Over the six-and-a-half-week course, Usman did almost 500 hours of lab and field work, in addition to time in lectures, seminars, and symposia. "The goal was to learn how to take environmental samples, and then grow different types of bacteria in the lab using selective enrichment techniques," she says.

Two adults stand in a shallow river collecting water samples in plastic bottles.

Source: Huda Usman

Huda Usman and a classmate collecting marine samples from Trunk River.

One of Usman's favorite field work experiences was conducting the Volta experiment in a cedar swamp at night. "When you stomp in the swamp," she says, "you see bubbles." The bubbles are methane byproduct from methanogen bacteria. "We collected them in a funnel, covered it, and then put a lighter over it. When you take your hand off, it just fires up," Usman says.

In another project, Usman dissected an oyster to obtain spirochaetes from the gut, then enriched it in media.
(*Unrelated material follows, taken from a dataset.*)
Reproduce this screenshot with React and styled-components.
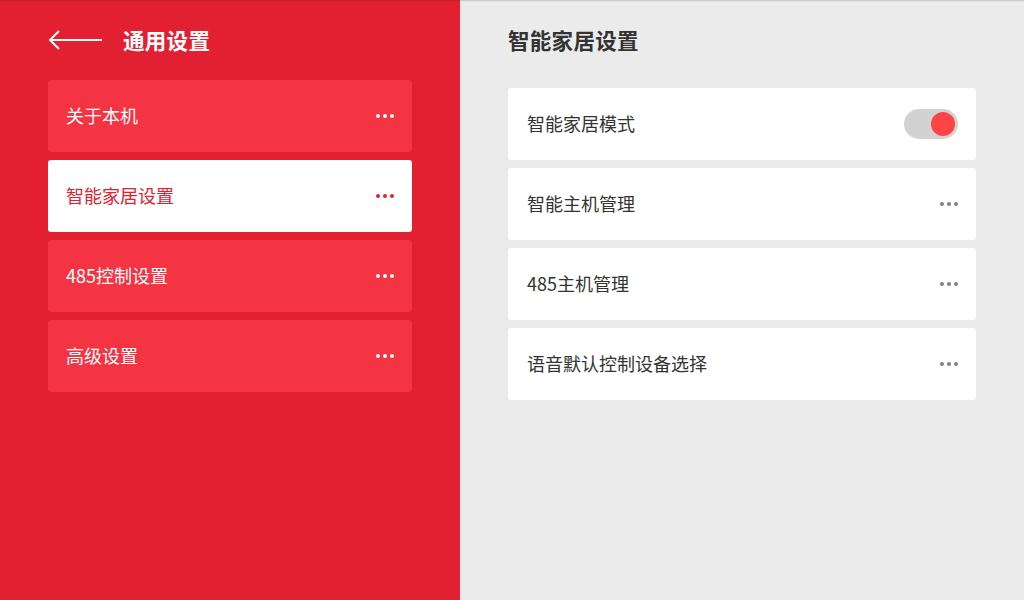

For the last two and a half weeks of the course, students proposed, conducted, and presented a mini research project. Usman had been fascinated by the actinos she enriched earlier in the course. They changed color in the agar plates because they were secreting something. For her project, she wanted to investigate if the actinos were producing any antibiotics or natural products.

In a density-dependent experiment, Usman noticed that the bacteria closer to the other colony were producing something yellow. "I was interested in whether their neighbors matter," she says. "I wanted to know what was being produced: is this pigment an antibiotic, or is it just a pigment, and they don't care about their neighbors?"

Usman applied her new skills in bioinformatics. She assembled and annotated the genome sequence, using software tools to predict the biosynthetic gene clusters. "I found a quorum sensing molecule in the yellow substance, which activates antibiotic production. I found an antibiotic called Poly-L-lysine within one species of bacteria," she says.

Now that Usman knows how to grow streptomyces, a genus of actinobacteria, and how to identify the products they secrete, she can put them in the microcapsules she uses in her doctoral research. The technique will allow for faster screening. "I might see one capsule is turning brown, one capsule is turning yellow, so I can isolate those and study them separately," says Usman. She is also curious if the byproducts will diffuse out of the microcapsules.

The Niepa μBiointerface Lab is trying to design a high-throughput platform to miniaturize the culture system. "Instead of 25 mL cultures, we are using a nano-Liter culture system," says Usman. Approximately 95% of the bacteria in our environment are not culturable in the current system of plates and flasks. Cultivation conditions in the lab are too different from real life. A miniaturized culture device could be kept in the soil or in biological samples, for example, instead of in a lab environment.

Usman's lab work in the Microbial Diversity course was limited to environmental marine samples; in the Niepa μBiointerface Lab, she can work with pathogens. Further into her research, Usman would like to do community analysis, putting two species together to see if they produce something that affects the growth of the other. Her experience at the MBL has opened new avenues to explore the untapped potential of "microbial dark matter" and its beneficial effects on human health and performance.